When I was searching for jobs before Web3 it was really difficult for me. I worked at local non-profits to gain experience. There were not many big opportunities for me in my local area and it was not in my immediate plans to move to a bigger city. Thanks to my network and Twitter, I was able to find this opportunity.
Being a Developer Advocate in Web3 has unlocked the gates for me. Not just as a Developer Advocate, but also as a content creator, a technical writer, and even a few marketing-related gigs and other side hustles.
There is a huge demand for developer advocates in the Web3 space, especially from prominent protocols and companies. Just be sure to thoroughly research each entity that reaches out to you and not let FOMO lead you into random projects where the team may take advantage of you.

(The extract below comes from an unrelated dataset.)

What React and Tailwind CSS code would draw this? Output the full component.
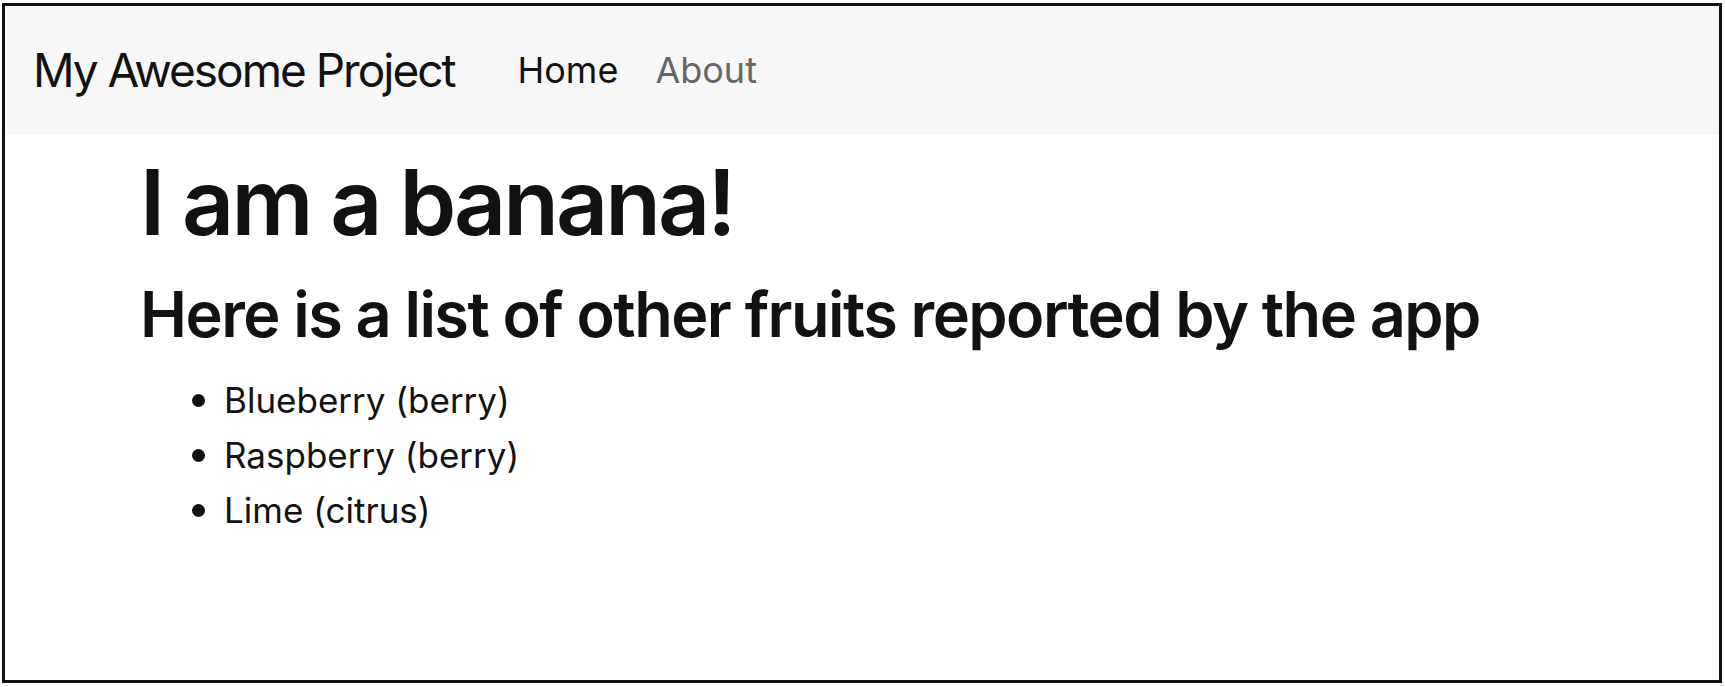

Get involved in communities. It will help you grow.
This is the most I have grown in my career
I see some criticism that many early developers should not dive into Web3 because it is risky. I'd advocate the opposite for this reason.
Navigating the unknown as long as you can handle the risks will bring about the most returns.
The fast-paced environment will force you to take opportunities you hadn't envisioned. Thanks to Web3 and my social media presence, I get invited to podcasts, conferences, livestreams, and workshops at universities and other organizations. I have stepped out of my comfort zone when it comes to creating content and learned how to create a workflow for myself.
I am fortunate I am in a situation where I am able to take risks.
High risk. High reward.
If you can do the same, try it! If not, Web3 is not going anywhere.
The best part of my job is hanging out with the community
This one is going to sound really cheesy, but I actually mean it with my entire heart.
Through Web3, I have met so many amazing builders, founders, artists, and visionaries who are working towards a future they believe in. I have made so many friends and hung out in many communities which has genuinely made me so happy. Developer Advocacy allows me to meet new interesting people I can collaborate and build relationships with.
This is the part that keeps me going!